Generally speaking, my favourite piece is the one I’m working on. A few recent pieces [links:], "La Mariposa en el Jardín de Porcelana (Le Papillon dans le Jardin de Porcelain), “Cycling with Ramesh ("Du Vélo avec Ramesh"), As A Young Boy, Luis Dreamt in Cuban (Même en tant que jeune garçon, Luis rêvait à cubain.) all came about in the same manner; I had recorded a 30 or 60 second idea or phrase years ago and recently revisited (found) the ideas and started to develop them one by one…not necessarily knowing where I would end up. In the above-mentioned cases, each piece took on its own stylistic life. The Cuban for instance, is homage of sorts to traditional Cuban music, and of course, to my artistic mentor, whose name is Luis (and he’s Cuban). As I was writing it, I kept thinking of him. In most cases, however, the title comes to me after I am finished with the process, when the emotional curve of the piece is clear to me.

Can you give some advice for young people who want to discover classical music for themselves?

I used to tell my students this: New music is a potential new relationship. In the same manner one doesn’t necessarily hug someone they’ve just been introduced to and yell, ‘I love you!’ one isn’t expected to love every piece of music they hear for the first time. Every one has a personality and we sometimes adjust after meeting someone new. Every musical genre has its own nomenclature, its own language. One has to give it a spin… give it a chance… Listen with an open mind not just once or twice, but several times…let it play in the background whilst doing something else.
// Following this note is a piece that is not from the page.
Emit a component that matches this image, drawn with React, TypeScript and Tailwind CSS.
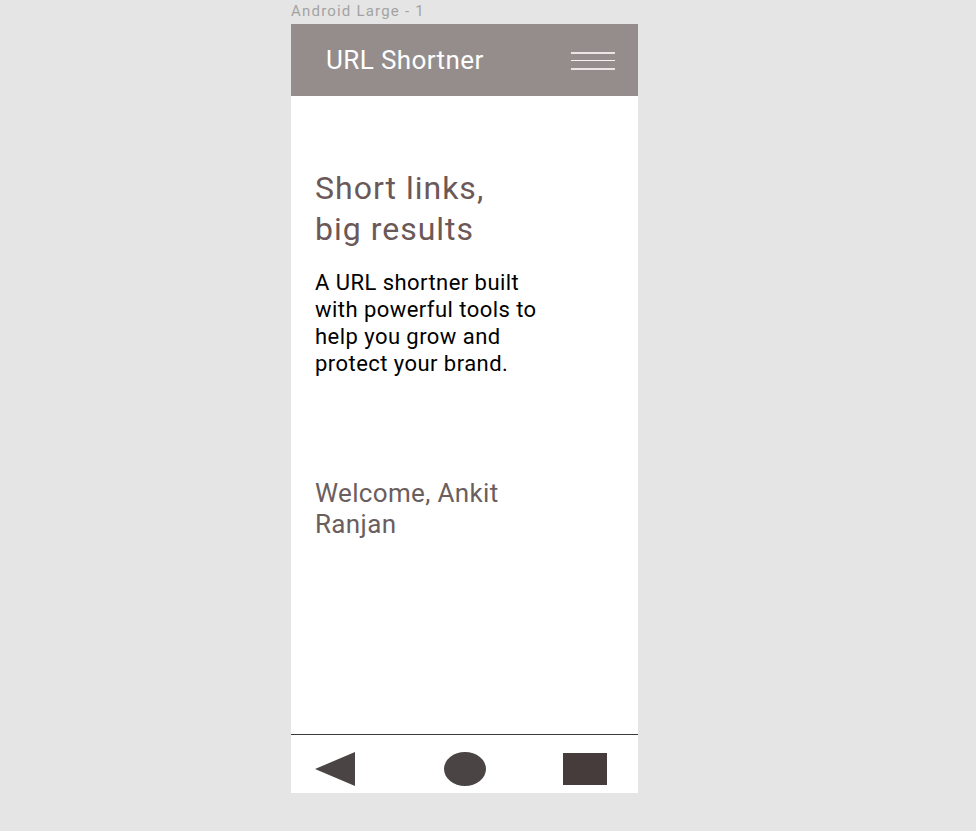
export default function App() {
  return (
    <div className="min-h-screen w-full bg-[#e5e5e5] font-['Roboto',sans-serif]">
      <div className="ml-[291px] w-[347px]">
        <div className="h-[24px] pt-[2px] text-[15px] leading-[18px] tracking-[1.2px] text-[#a3a3a3]">Android Large - 1</div>
        <div className="flex h-[769px] flex-col bg-white">
          <header className="flex h-[72px] shrink-0 items-center justify-between bg-[#948d8c] pl-[35px] pr-[23px]">
            <h1 className="text-[26px] leading-none tracking-[0.4px] text-white">URL Shortner</h1>
            <div className="flex w-[44px] flex-col gap-[6px] pt-[1px]">
              <span className="h-[2px] bg-[#e9e6e5]" />
              <span className="h-[1px] bg-[#f4f2f2]" />
              <span className="mt-[1px] h-[2px] bg-[#e9e6e5]" />
            </div>
          </header>
          <main className="flex-1 pl-[24px] pt-[72px]">
            <h2 className="w-[240px] text-[32px] leading-[41px] tracking-[1px] text-[#6b5858]">
              Short links,
              <br />
              big results
            </h2>
            <p className="mt-[19px] w-[232px] text-[22px] leading-[27px] tracking-[0.45px] text-black">
              A URL shortner built with powerful tools to help you grow and protect your brand.
            </p>
            <p className="mt-[101px] w-[240px] text-[26px] leading-[31px] tracking-[0.35px] text-[#6b5e5e]">
              Welcome, Ankit Ranjan
            </p>
          </main>
          <nav className="flex h-[59px] shrink-0 items-center justify-between border-t border-[#3d3838] pl-[24px] pr-[31px] pt-[10px]">
            <svg width="40" height="34" viewBox="0 0 40 34">
              <polygon points="0,17 40,0 40,34" fill="#4b4444" />
            </svg>
            <span className="ml-[12px] h-[34px] w-[42px] rounded-[50%] bg-[#4a4444]" />
            <span className="h-[32px] w-[44px] bg-[#463c3c]" />
          </nav>
        </div>
      </div>
    </div>
  );
}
The same way we get accustomed to new people in our lives —or not. And so it is that after a few listening’s, you might find yourself really liking a piece of music you never expected to. Maybe after a year or two, you realise you really, actually love it. Who knew?

Do you think about the audience when composing?

Only when writing a Pop song. There’s a level of specificity involved in terms of styles and structure, song length, etc.

What projects are coming up? Do you experiment in your projects?

I’m always experimenting. “El Paseo” was an improv riff that I recorded and kept developing to see where it was taking me. It took me on a quite the unexpected ride, hence the title. Celadon Rain 青磁の雨 — "Water Music" started as a “minimalist” exercise exploring the spatial platitudes of rain. It became something else, of course. Less ‘minimal’ and very much influenced by my years in Japan. More recently, Où les gouttes d'eau sont transformées en Perles* is yet another different style of musical expression for me.